• _The exercise_: Below are some records; give them all again exactly, but not the pictures.

-- start Records shown --

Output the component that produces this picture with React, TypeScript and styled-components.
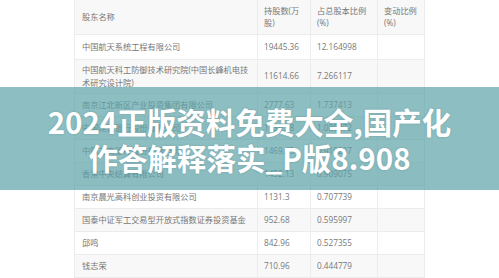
import styled, { createGlobalStyle } from "styled-components";

const GlobalStyle = createGlobalStyle`
  body {
    margin: 0;
    background: #fff;
  }
`;

const Page = styled.div`
  position: relative;
  width: 499px;
  height: 278px;
  overflow: hidden;
  font-family: "Open Sans", "Noto Sans CJK SC", sans-serif;
`;

const Table = styled.div`
  width: 351px;
  margin: 0 auto;
  border-left: 1px solid #ececec;
  box-sizing: border-box;
`;

const Row = styled.div<{ $h: number; $alt?: boolean }>`
  display: grid;
  grid-template-columns: 183px 53px 67px 47px;
  height: ${(p) => p.$h}px;
  box-sizing: border-box;
  background: ${(p) => (p.$alt ? "#f8f8f8" : "#fff")};
  border-bottom: 1px solid #ececec;
`;

const Cell = styled.div<{ $name?: boolean }>`
  display: flex;
  align-items: center;
  padding: 0 5px 0 ${(p) => (p.$name ? 7 : 6)}px;
  border-right: 1px solid #ececec;
  font-size: 8.2px;
  line-height: 12.5px;
  color: #777;
  overflow: hidden;
`;

const Banner = styled.div`
  position: absolute;
  top: 87px;
  left: 0;
  right: 0;
  height: 103px;
  background: rgba(92, 163, 168, 0.7);
  display: flex;
  align-items: center;
  justify-content: center;
  text-align: center;
  color: #fff;
  font-family: "Noto Sans CJK SC", sans-serif;
  font-weight: 700;
  font-size: 29.5px;
  line-height: 36px;
  text-shadow: 0 0 2px rgba(40, 80, 85, 0.3);
`;

const rows = [
  { name: "中国航天系统工程有限公司", hold: "19445.36", pct: "12.164998", h: 25 },
  { name: "中国航天科工防御技术研究院(中国长峰机电技术研究设计院)", hold: "11614.66", pct: "7.266117", h: 34 },
  { name: "南京江北新区产业投资集团有限公司", hold: "2777.63", pct: "1.737413", h: 23 },
  { name: "中国建设银行股份有限公司", hold: "1739.58", pct: "1.088372", h: 23 },
  { name: "中国工商银行股份有限公司", hold: "1469.43", pct: "0.919287", h: 23 },
  { name: "香港中央结算有限公司", hold: "1452.13", pct: "0.909075", h: 23 },
  { name: "南京晨光高科创业投资有限公司", hold: "1131.3", pct: "0.707739", h: 23 },
  { name: "国泰中证军工交易型开放式指数证券投资基金", hold: "952.68", pct: "0.595997", h: 23 },
  { name: "邱鸣", hold: "842.96", pct: "0.527355", h: 23 },
  { name: "钱志荣", hold: "710.96", pct: "0.444779", h: 23 },
];

export default function App() {
  return (
    <Page>
      <GlobalStyle />
      <Table>
        <Row $h={35} $alt>
          <Cell $name>股东名称</Cell>
          <Cell>
            持股数(万
            <br />
            股)
          </Cell>
          <Cell>
            占总股本比例
            <br />
            (%)
          </Cell>
          <Cell>
            变动比例
            <br />
            (%)
          </Cell>
        </Row>
        {rows.map((r, i) => (
          <Row key={r.name} $h={r.h} $alt={i % 2 === 1}>
            <Cell $name>
              <span>{r.name}</span>
            </Cell>
            <Cell>{r.hold}</Cell>
            <Cell>{r.pct}</Cell>
            <Cell />
          </Row>
        ))}
      </Table>
      <Banner>
        <div>
          2024正版资料免费大全,国产化
          <br />
          作答解释落实_P版8.908
        </div>
      </Banner>
    </Page>
  );
}
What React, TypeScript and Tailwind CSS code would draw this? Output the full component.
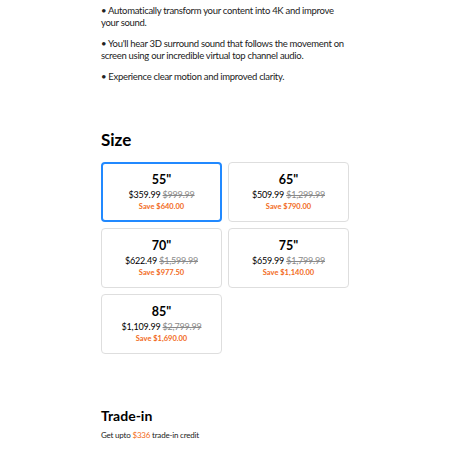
import React from "react";

const sizes = [
  { size: '55"', price: "$359.99", was: "$999.99", save: "Save $640.00", selected: true },
  { size: '65"', price: "$509.99", was: "$1,299.99", save: "Save $790.00" },
  { size: '70"', price: "$622.49", was: "$1,599.99", save: "Save $977.50" },
  { size: '75"', price: "$659.99", was: "$1,799.99", save: "Save $1,140.00" },
  { size: '85"', price: "$1,109.99", was: "$2,799.99", save: "Save $1,690.00" },
];

export default function App() {
  return (
    <div className="w-[450px] h-[450px] overflow-hidden bg-white text-black" style={{ fontFamily: 'Lato, sans-serif' }}>
      <div className="w-[248px] mx-auto pt-[5px]">
        <div className="text-[9.5px] leading-[12px] tracking-[-0.3px] text-[#222] flex flex-col gap-[9px]">
          <p>• Automatically transform your content into 4K and improve your sound.</p>
          <p>• You'll hear 3D surround sound that follows the movement on screen using our incredible virtual top channel audio.</p>
          <p>• Experience clear motion and improved clarity.</p>
        </div>
        <h2 className="mt-[47px] text-[17px] leading-[20px] font-bold">Size</h2>
        <div className="mt-[12px] grid grid-cols-2 gap-[6px]">
          {sizes.map((s) => (
            <div
              key={s.size}
              className={`h-[60px] rounded-[4px] flex flex-col items-center justify-center ${s.selected ? "border-2 border-[#2189ff]" : "border border-[#dedede]"}`}
            >
              <div className="text-[12.5px] leading-[15px] font-bold">{s.size}</div>
              <div className="text-[9px] leading-[13px] tracking-[-0.2px] mt-[1px]">
                {s.price} <span className="text-[#8a8a8a] line-through">{s.was}</span>
              </div>
              <div className="text-[7.5px] leading-[11px] font-bold text-[#f26b1d]">{s.save}</div>
            </div>
          ))}
        </div>
        <h2 className="mt-[53px] text-[14px] leading-[18px] font-bold">Trade-in</h2>
        <p className="mt-[5px] text-[8px] leading-[11px] tracking-[-0.2px] text-[#222]">
          Get upto <span className="text-[#f26b1d]">$336</span> trade-in credit
        </p>
      </div>
    </div>
  );
}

-- end Records shown --

• _Result of the exercise_:
Output the component that produces this picture with React, TypeScript and styled-components.
import styled, { createGlobalStyle } from "styled-components";

const GlobalStyle = createGlobalStyle`
  body {
    margin: 0;
    background: #fff;
  }
`;

const Page = styled.div`
  position: relative;
  width: 499px;
  height: 278px;
  overflow: hidden;
  font-family: "Open Sans", "Noto Sans CJK SC", sans-serif;
`;

const Table = styled.div`
  width: 351px;
  margin: 0 auto;
  border-left: 1px solid #ececec;
  box-sizing: border-box;
`;

const Row = styled.div<{ $h: number; $alt?: boolean }>`
  display: grid;
  grid-template-columns: 183px 53px 67px 47px;
  height: ${(p) => p.$h}px;
  box-sizing: border-box;
  background: ${(p) => (p.$alt ? "#f8f8f8" : "#fff")};
  border-bottom: 1px solid #ececec;
`;

const Cell = styled.div<{ $name?: boolean }>`
  display: flex;
  align-items: center;
  padding: 0 5px 0 ${(p) => (p.$name ? 7 : 6)}px;
  border-right: 1px solid #ececec;
  font-size: 8.2px;
  line-height: 12.5px;
  color: #777;
  overflow: hidden;
`;

const Banner = styled.div`
  position: absolute;
  top: 87px;
  left: 0;
  right: 0;
  height: 103px;
  background: rgba(92, 163, 168, 0.7);
  display: flex;
  align-items: center;
  justify-content: center;
  text-align: center;
  color: #fff;
  font-family: "Noto Sans CJK SC", sans-serif;
  font-weight: 700;
  font-size: 29.5px;
  line-height: 36px;
  text-shadow: 0 0 2px rgba(40, 80, 85, 0.3);
`;

const rows = [
  { name: "中国航天系统工程有限公司", hold: "19445.36", pct: "12.164998", h: 25 },
  { name: "中国航天科工防御技术研究院(中国长峰机电技术研究设计院)", hold: "11614.66", pct: "7.266117", h: 34 },
  { name: "南京江北新区产业投资集团有限公司", hold: "2777.63", pct: "1.737413", h: 23 },
  { name: "中国建设银行股份有限公司", hold: "1739.58", pct: "1.088372", h: 23 },
  { name: "中国工商银行股份有限公司", hold: "1469.43", pct: "0.919287", h: 23 },
  { name: "香港中央结算有限公司", hold: "1452.13", pct: "0.909075", h: 23 },
  { name: "南京晨光高科创业投资有限公司", hold: "1131.3", pct: "0.707739", h: 23 },
  { name: "国泰中证军工交易型开放式指数证券投资基金", hold: "952.68", pct: "0.595997", h: 23 },
  { name: "邱鸣", hold: "842.96", pct: "0.527355", h: 23 },
  { name: "钱志荣", hold: "710.96", pct: "0.444779", h: 23 },
];

export default function App() {
  return (
    <Page>
      <GlobalStyle />
      <Table>
        <Row $h={35} $alt>
          <Cell $name>股东名称</Cell>
          <Cell>
            持股数(万
            <br />
            股)
          </Cell>
          <Cell>
            占总股本比例
            <br />
            (%)
          </Cell>
          <Cell>
            变动比例
            <br />
            (%)
          </Cell>
        </Row>
        {rows.map((r, i) => (
          <Row key={r.name} $h={r.h} $alt={i % 2 === 1}>
            <Cell $name>
              <span>{r.name}</span>
            </Cell>
            <Cell>{r.hold}</Cell>
            <Cell>{r.pct}</Cell>
            <Cell />
          </Row>
        ))}
      </Table>
      <Banner>
        <div>
          2024正版资料免费大全,国产化
          <br />
          作答解释落实_P版8.908
        </div>
      </Banner>
    </Page>
  );
}
What React, TypeScript and Tailwind CSS code would draw this? Output the full component.
import React from "react";

const sizes = [
  { size: '55"', price: "$359.99", was: "$999.99", save: "Save $640.00", selected: true },
  { size: '65"', price: "$509.99", was: "$1,299.99", save: "Save $790.00" },
  { size: '70"', price: "$622.49", was: "$1,599.99", save: "Save $977.50" },
  { size: '75"', price: "$659.99", was: "$1,799.99", save: "Save $1,140.00" },
  { size: '85"', price: "$1,109.99", was: "$2,799.99", save: "Save $1,690.00" },
];

export default function App() {
  return (
    <div className="w-[450px] h-[450px] overflow-hidden bg-white text-black" style={{ fontFamily: 'Lato, sans-serif' }}>
      <div className="w-[248px] mx-auto pt-[5px]">
        <div className="text-[9.5px] leading-[12px] tracking-[-0.3px] text-[#222] flex flex-col gap-[9px]">
          <p>• Automatically transform your content into 4K and improve your sound.</p>
          <p>• You'll hear 3D surround sound that follows the movement on screen using our incredible virtual top channel audio.</p>
          <p>• Experience clear motion and improved clarity.</p>
        </div>
        <h2 className="mt-[47px] text-[17px] leading-[20px] font-bold">Size</h2>
        <div className="mt-[12px] grid grid-cols-2 gap-[6px]">
          {sizes.map((s) => (
            <div
              key={s.size}
              className={`h-[60px] rounded-[4px] flex flex-col items-center justify-center ${s.selected ? "border-2 border-[#2189ff]" : "border border-[#dedede]"}`}
            >
              <div className="text-[12.5px] leading-[15px] font-bold">{s.size}</div>
              <div className="text-[9px] leading-[13px] tracking-[-0.2px] mt-[1px]">
                {s.price} <span className="text-[#8a8a8a] line-through">{s.was}</span>
              </div>
              <div className="text-[7.5px] leading-[11px] font-bold text-[#f26b1d]">{s.save}</div>
            </div>
          ))}
        </div>
        <h2 className="mt-[53px] text-[14px] leading-[18px] font-bold">Trade-in</h2>
        <p className="mt-[5px] text-[8px] leading-[11px] tracking-[-0.2px] text-[#222]">
          Get upto <span className="text-[#f26b1d]">$336</span> trade-in credit
        </p>
      </div>
    </div>
  );
}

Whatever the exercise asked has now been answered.